Por eso, precisamente por eso, nuestros regímenes democráticos constitucionales modernos están edificados sobre un principio básico: el de que la relación entre ambas clases de libertad no es de valor o importancia relativos, sino estrictamente procedimental o secuencial: primero debe asegurarse la libertad negativa (la ‘demoprotección’), sólo luego cabe implantar la libertad positiva (la ‘demoparticipación’), tal como lo expone Giovanni Sartori. O, como lo diría John Rawls, hay un orden lexicográfico entre ambas libertadas. En definitiva, que en el orden político no es cierto que el orden de los factores no altere el producto. ¡Claro que lo altera, el orden de las libertades lo cambia todo, incluso la libertad misma!

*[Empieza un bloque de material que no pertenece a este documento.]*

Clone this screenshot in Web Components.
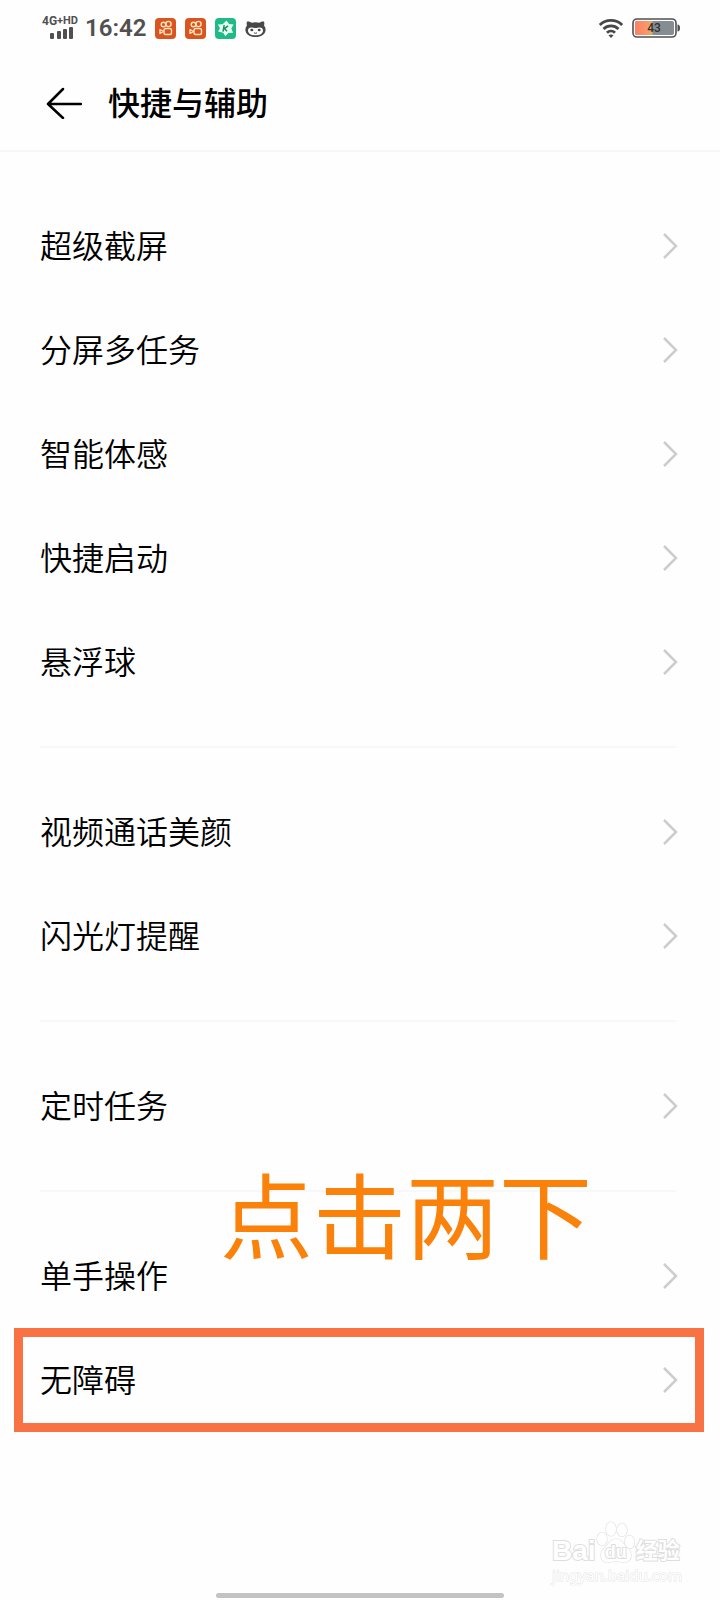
<!DOCTYPE html>
<html lang="zh-CN">
<head>
<meta charset="utf-8">
<meta name="viewport" content="width=device-width, initial-scale=1">
<title>快捷与辅助</title>
<style>
  body {
    margin: 0;
    background: #fefefe;
    color: #000;
    font-family: "Noto Sans CJK SC", sans-serif;
  }
</style>
</head>
<body>
<settings-screen>
  <status-bar slot="status" time="16:42" battery="43"></status-bar>
  <title-bar slot="header">快捷与辅助</title-bar>

  <settings-group>
    <settings-row>超级截屏</settings-row>
    <settings-row>分屏多任务</settings-row>
    <settings-row>智能体感</settings-row>
    <settings-row>快捷启动</settings-row>
    <settings-row>悬浮球</settings-row>
  </settings-group>
  <settings-group>
    <settings-row>视频通话美颜</settings-row>
    <settings-row>闪光灯提醒</settings-row>
  </settings-group>
  <settings-group>
    <settings-row>定时任务</settings-row>
  </settings-group>
  <settings-group>
    <hint-note slot="note">点击两下</hint-note>
    <settings-row>单手操作</settings-row>
    <settings-row highlighted>无障碍</settings-row>
  </settings-group>

  <site-watermark slot="overlay"></site-watermark>
</settings-screen>

<script>
class SettingsScreen extends HTMLElement {
  constructor() {
    super();
    this.attachShadow({ mode: 'open' });
  }

  connectedCallback() {
    this.shadowRoot.innerHTML = `
      <style>
        :host {
          display: flex;
          flex-direction: column;
          position: relative;
          min-height: 100vh;
        }
        main { padding-top: 10px; }
        .home {
          width: 40%;
          height: 5px;
          margin: auto auto 2px;
          border-radius: 3px;
          background: #c3c3c3;
        }
      </style>
      <slot name="status"></slot>
      <slot name="header"></slot>
      <main><slot></slot></main>
      <slot name="overlay"></slot>
      <div class="home"></div>
    `;
  }
}

class StatusBar extends HTMLElement {
  constructor() {
    super();
    this.attachShadow({ mode: 'open' });
  }

  connectedCallback() {
    const time = this.getAttribute('time') || '';
    const battery = this.getAttribute('battery') || '0';

    // Both short-video apps use the same camera glyph
    const camera = `
      <svg width="21" height="21" viewBox="0 0 21 21">
        <rect width="21" height="21" rx="4" fill="#d9541e"/>
        <g fill="none" stroke="#ffe3bd" stroke-width="1.4">
          <circle cx="8.5" cy="6.500" r="2.300"/>
          <circle cx="13.500" cy="6" r="2.600"/>
          <rect x="9" y="10.500" width="7.500" height="6" rx="1.800"/>
          <path d="M8.500 13.500 5 11.500v4z" stroke-linejoin="round"/>
        </g>
      </svg>`;

    this.shadowRoot.innerHTML = `
      <style>
        :host {
          display: flex;
          align-items: center;
          justify-content: space-between;
          height: 56px;
          padding: 0 40px 0 42px;
          color: #505050;
          font-family: Roboto, sans-serif;
        }
        .side { display: flex; align-items: center; }
        .left { gap: 9px; }
        .right { gap: 8px; }
        .network { width: 34px; font-size: 12px; line-height: 12px; font-weight: 700; white-space: nowrap; }
        .network sup { font-size: 11px; line-height: 0; vertical-align: 1px; }
        .network svg { display: block; margin: 0 0 2px 8px; }
        time { font-size: 24px; line-height: 28px; font-weight: 600; }
        svg { display: block; }
        .battery { display: grid; align-items: center; }
        .battery > * { grid-area: 1 / 1; }
        .level { width: 44px; text-align: center; font-size: 12px; line-height: 20px; font-weight: 500; color: #33302e; }
      </style>
      <div class="side left">
        <div class="network">
          4G<sup>+HD</sup>
          <svg width="25" height="12" viewBox="0 0 25 12" fill="#505050">
            <rect x="0" y="6" width="4" height="6" rx="1"/>
            <rect x="7" y="4" width="4" height="8" rx="1"/>
            <rect x="13" y="2" width="4" height="10" rx="1"/>
            <rect x="19" y="0" width="4" height="12" rx="1"/>
          </svg>
        </div>
        <time>${time}</time>
        ${camera}
        ${camera}
        <svg width="21" height="21" viewBox="0 0 21 21">
          <rect width="21" height="21" rx="4" fill="#1fba87"/>
          <path d="M11.500 2.500 14 6l4.500.5-2.200 4 1.800 4.200-4.800.3-3 3.300-2.100-3.600L3 13.500l2-3.300L2.800 6.500l4.900-.3z" fill="#e4fff0"/>
          <path d="M9.200 7.200 8 13.600M13 7.800 9.500 10.600l2.500 2.600" fill="none" stroke="#168c67" stroke-width="1.500"/>
        </svg>
        <svg width="21" height="21" viewBox="0 0 21 21">
          <path d="M2 3.500c1.700-.2 3.300.4 4.600 1.200 2.500-.7 5.300-.7 7.800 0C15.700 3.900 17.300 3.300 19 3.500c.5 1.500.4 2.700 0 4 1.100 1.400 1.600 2.800 1.600 4.200 0 4.500-4.400 7.300-10.100 7.300S.4 16.200.4 11.700c0-1.400.5-2.800 1.600-4.200-.4-1.300-.5-2.500 0-4z" fill="#484848"/>
          <path d="M3 12.400c0-2 1.300-3 3.200-3 1.600 0 2.900.6 4.300.6s2.700-.6 4.300-.6c1.900 0 3.200 1 3.200 3 0 3.200-3.400 4.900-7.500 4.900S3 15.600 3 12.400z" fill="#fdfdfd"/>
          <ellipse cx="6.800" cy="12" rx="1.500" ry="1.200" fill="#484848"/>
          <ellipse cx="14.200" cy="12" rx="1.500" ry="1.200" fill="#484848"/>
          <path d="M9 14.800q1.500 1 3 0" fill="none" stroke="#484848"/>
        </svg>
      </div>
      <div class="side right">
        <svg width="26" height="21" viewBox="0 0 26 21" fill="none" stroke="#474747" stroke-width="2.800">
          <path d="M1.800 7a16 16 0 0 1 22.400 0M5.500 11a10.700 10.700 0 0 1 15 0M9 14.800a5.800 5.800 0 0 1 8 0"/>
          <path d="M10.500 17.200q2.500-1.600 5 0L13 20z" fill="#474747" stroke="none"/>
        </svg>
        <div class="battery">
          <svg width="48" height="20" viewBox="0 0 48 20">
            <defs>
              <linearGradient id="charge">
                <stop offset="0" stop-color="#ff7d64"/>
                <stop offset=".7" stop-color="#f59a6b"/>
                <stop offset="1" stop-color="#d8b35d"/>
              </linearGradient>
            </defs>
            <rect x="1" y="1" width="43" height="18" rx="4" fill="#fff" stroke="#505050" stroke-width="1.600"/>
            <rect x="3" y="3" width="39" height="14" rx="2" fill="#858d92"/>
            <path d="M5 3h15.500v14H5a2 2 0 0 1-2-2V5a2 2 0 0 1 2-2z" fill="url(#charge)"/>
            <path d="M45.500 6.500q2.500 0 2.500 3.500t-2.500 3.500z" fill="#505050"/>
          </svg>
          <span class="level">${battery}</span>
        </div>
      </div>
    `;
  }
}

class TitleBar extends HTMLElement {
  constructor() {
    super();
    this.attachShadow({ mode: 'open' });
  }

  connectedCallback() {
    this.shadowRoot.innerHTML = `
      <style>
        :host {
          display: flex;
          align-items: center;
          gap: 26px;
          box-sizing: border-box;
          height: 96px;
          padding: 0 46px;
          border-bottom: 2px solid #f7f7f7;
        }
        button { padding: 0; border: 0; background: none; color: inherit; }
        svg { display: block; }
        h1 { margin: 0; padding-bottom: 4px; font-size: 32px; line-height: 48px; font-weight: 500; }
      </style>
      <button type="button" aria-label="返回">
        <svg width="36" height="32" viewBox="0 0 36 32" fill="none" stroke="currentColor" stroke-width="2.500" stroke-linecap="round" stroke-linejoin="round">
          <path d="M17 2 2 17l15 14M2 17h33"/>
        </svg>
      </button>
      <h1><slot></slot></h1>
    `;
  }
}

class SettingsGroup extends HTMLElement {
  constructor() {
    super();
    this.attachShadow({ mode: 'open' });
  }

  connectedCallback() {
    this.shadowRoot.innerHTML = `
      <style>
        :host { display: block; position: relative; padding: 32px 0; }
        :host(:not(:first-of-type))::before {
          content: "";
          display: block;
          height: 2px;
          margin: -32px 44px 32px 40px;
          background: #f8f8f8;
        }
      </style>
      <slot></slot>
      <slot name="note"></slot>
    `;
  }
}

class SettingsRow extends HTMLElement {
  constructor() {
    super();
    this.attachShadow({ mode: 'open' });
  }

  connectedCallback() {
    this.shadowRoot.innerHTML = `
      <style>
        :host { display: block; }
        a {
          display: flex;
          align-items: center;
          justify-content: space-between;
          box-sizing: border-box;
          height: 104px;
          margin: 0 16px 0 14px;
          padding: 0 26px;
          color: inherit;
          font-size: 32px;
          line-height: 48px;
          font-weight: 350;
          text-decoration: none;
        }
        span { padding-bottom: 4px; }
        :host([highlighted]) a {
          padding: 0 17px;
          border: 9px solid #f87244;
        }
      </style>
      <a href="#">
        <span><slot></slot></span>
        <svg width="16" height="26" viewBox="0 0 16 26" fill="none" stroke="#cdcdcd" stroke-width="2.500">
          <path d="M2 1l12 12L2 25"/>
        </svg>
      </a>
    `;
  }
}

// Large callout floating over the list
class HintNote extends HTMLElement {
  constructor() {
    super();
    this.attachShadow({ mode: 'open' });
  }

  connectedCallback() {
    this.shadowRoot.innerHTML = `
      <style>
        :host {
          position: absolute;
          top: -25px;
          left: 220px;
          color: #fa820a;
          font-size: 93px;
          line-height: 93px;
          white-space: nowrap;
          pointer-events: none;
        }
      </style>
      <slot></slot>
    `;
  }
}

class SiteWatermark extends HTMLElement {
  constructor() {
    super();
    this.attachShadow({ mode: 'open' });
  }

  connectedCallback() {
    this.shadowRoot.innerHTML = `
      <style>
        :host {
          position: absolute;
          right: 38px;
          bottom: 16px;
          color: #fff;
          font-family: "Liberation Sans", "Noto Sans CJK SC", sans-serif;
          font-weight: 700;
          paint-order: stroke fill;
          -webkit-text-stroke: 2px #dedede;
        }
        .logo { display: flex; align-items: flex-end; }
        .bai { font-size: 28px; line-height: 30px; }
        .paw { display: grid; justify-items: center; align-items: end; }
        .paw > * { grid-area: 1 / 1; }
        .du { font-size: 18px; line-height: 28px; }
        .name { font-size: 22px; line-height: 30px; }
        .site {
          font-family: "Noto Sans", sans-serif;
          font-size: 15px;
          line-height: 18px;
          font-weight: 400;
          -webkit-text-stroke: 1px #e4e4e4;
        }
        svg { display: block; }
      </style>
      <div class="logo">
        <span class="bai">Bai</span>
        <span class="paw">
          <svg width="40" height="46" viewBox="0 0 40 46" fill="#fff" stroke="#dedede" stroke-width="1.200">
            <ellipse cx="6" cy="19" rx="5" ry="6.500"/>
            <ellipse cx="15" cy="9" rx="5" ry="7"/>
            <ellipse cx="26" cy="10" rx="5" ry="6.500"/>
            <ellipse cx="33.500" cy="22" rx="5" ry="6.500"/>
            <path d="M20 19c4 0 6 2 8 5s7 6 7 11c0 6-4 8-9 7-4-1-8-1-12 0-5 1-9-1-9-7 0-5 5-8 7-11s4-5 8-5z"/>
          </svg>
          <span class="du">du</span>
        </span>
        <span class="name">经验</span>
      </div>
      <div class="site">jingyan.baidu.com</div>
    `;
  }
}

customElements.define('status-bar', StatusBar);
customElements.define('title-bar', TitleBar);
customElements.define('settings-row', SettingsRow);
customElements.define('settings-group', SettingsGroup);
customElements.define('hint-note', HintNote);
customElements.define('site-watermark', SiteWatermark);
customElements.define('settings-screen', SettingsScreen);
</script>
</body>
</html>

Decir, o siquiera sea insinuar, que la libertad positiva de la mayoría puede en algún momento pasar por encima o desconocer la libertad negativa de uno –aunque sólo sea de uno–, admitir que una pequeña coacción a un ser humano está justificada para conseguir la inmensa libertad de los más, es tanto como desconocer de raíz el modo en que está construida nuestra democracia. O no tomárselo en serio, a pesar de las lecciones espantosas que nos ha dado la historia en todos aquellos casos en que una sedicente mayoría ha pretendido jubilosa que había encontrado un atajo para conseguir que reine la justicia en el mundo: que nos quedamos sin libertad y sin justicia, así de claro.